Et ce Dieu là n’attend que la réponse. : que je le reconnaisse. Croire, c’est aussi reconnaître cet amour et vivre de cette communion avec lui, comme lui, et avec les autres.

Les dix lépreux étaient tous aimés du Christ. Il les a accueillis, eux que tous rejettent et il leur a dit la parole qui les sauve. Mais un seul lépreux revient – seul- dire à Jésus sa reconnaissance. Il va donc jusqu’au bout de la rencontre avec Jésus, lui le samaritain, l’étranger. Il ne connaissait sans doute pas les mots du psaume 118, mais il les vit : « Je chanterai éternellement les merveilles du Seigneur ».

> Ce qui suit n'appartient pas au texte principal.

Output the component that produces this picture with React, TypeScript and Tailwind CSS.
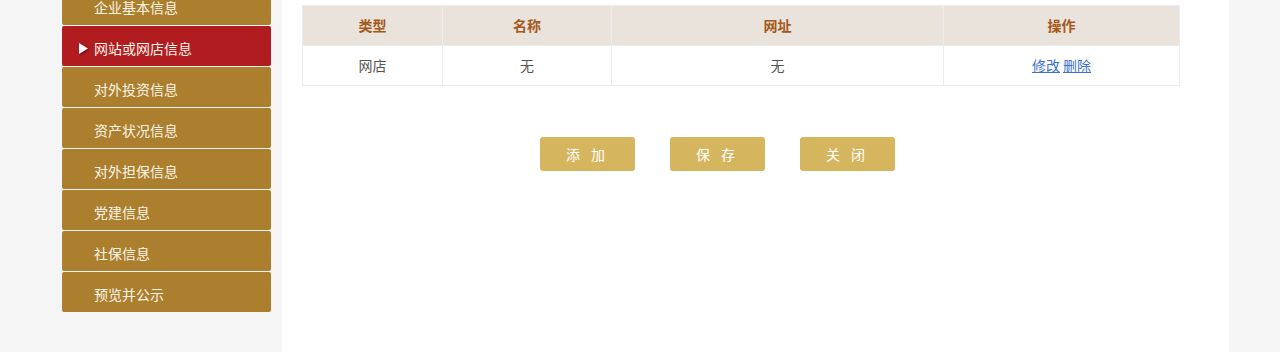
const menu = ['企业基本信息', '网站或网店信息', '对外投资信息', '资产状况信息', '对外担保信息', '党建信息', '社保信息', '预览并公示'];

const font = { fontFamily: '"Noto Sans CJK SC", "Noto Sans", sans-serif' };

export default function App() {
  return (
    <div className="h-[352px] w-[1280px] overflow-hidden bg-[#f5f5f5]" style={font}>
      <div className="flex h-full pl-[62px]">
        {/* 左側選單 */}
        <div className="-mt-[15px] flex w-[209px] flex-col gap-px">
          {menu.map((m, i) => {
            const active = i === 1;
            return (
              <div
                key={m}
                className={`flex h-[40px] items-center rounded-[2px] pt-[4px] text-[14px] text-[#fbf5e8] ${active ? 'bg-[#b01c20]' : 'bg-[#ac7f2e]'}`}
              >
                <span className="flex w-[32px] justify-end pr-[6px]">
                  {active && (
                    <svg width="9" height="11" viewBox="0 0 9 11" className="drop-shadow-[1px_1px_1px_rgba(0,0,0,0.45)]">
                      <path d="M0 0 L9 5.5 L0 11 Z" fill="#fff" />
                    </svg>
                  )}
                </span>
                <span>{m}</span>
              </div>
            );
          })}
        </div>

        {/* 主內容 */}
        <div className="ml-[11px] h-full w-[947px] bg-white pl-[20px] pt-[5px]">
          <table className="w-[877px] table-fixed border-collapse text-[14px]">
            <colgroup>
              <col className="w-[140px]" />
              <col className="w-[169px]" />
              <col className="w-[332px]" />
              <col className="w-[236px]" />
            </colgroup>
            <thead>
              <tr className="h-[40px] bg-[#e9e3db] text-[#a4581a]">
                {['类型', '名称', '网址', '操作'].map((h) => (
                  <th key={h} className="border border-[#ececec] font-bold">{h}</th>
                ))}
              </tr>
            </thead>
            <tbody>
              <tr className="h-[40px] text-center text-[#555]">
                <td className="border border-[#ececec]">网店</td>
                <td className="border border-[#ececec]">无</td>
                <td className="border border-[#ececec]">无</td>
                <td className="border border-[#ececec]">
                  <a href="#" className="text-[#3a6fd0] underline">修改</a>{' '}
                  <a href="#" className="text-[#3a6fd0] underline">删除</a>
                </td>
              </tr>
            </tbody>
          </table>

          <div className="ml-[238px] mt-[51px] flex gap-[35px]">
            {['添 加', '保 存', '关 闭'].map((b) => (
              <button
                key={b}
                className="h-[34px] w-[95px] rounded-[3px] bg-[#d6b55f] text-[14px] tracking-[4px] text-white"
              >
                {b}
              </button>
            ))}
          </div>
        </div>
      </div>
    </div>
  );
}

Les mots de ce psaume, le jeune Josef Isele les portait sur lui lorsqu’il a été arrêté et incroyablement sauvé à la fin de la dernière guerre. En disant à l’époque, et en redisant aujourd’hui ces mots : « Je chanterai éternellement les merveilles du Seigneur. Je ne connaîtrai pas la mort », le Père Isele ne peut que s’émerveiller, dire sa reconnaissance pour le don qui lui a été fait.

Dans notre monde aussi, dans notre vie, Dieu continue d’être à l’œuvre. Il est source de vie, d’amour de partage. Il est au cœur de notre quotidien, aux côtés de tous les exclus, de tous les lépreux de notre monde. Il l’est par tous ceux qui luttent pour l’entente entre les hommes, pour la justice sociale, pour la dignité des plus pauvres. Il guérit de tant de lèpres qui rongent notre monde. Et il le fait par tant de mains qui sans cesse relèvent l’homme, contribuent à le sauver.

Dieu est au cœur de ces rencontres, de tout ce qui libère, sauve, régénère l’homme. Le croyant est celui qui sait reconnaître, qui rend grâce par toute sa vie. Et l’Eucharistie que nous célébrons signifie précisément « Action de grâce ».

Avec le lépreux, avec tous ceux que Dieu aime, par les mots du psaume, chantons tout au long de notre vie les louanges du Seigneur.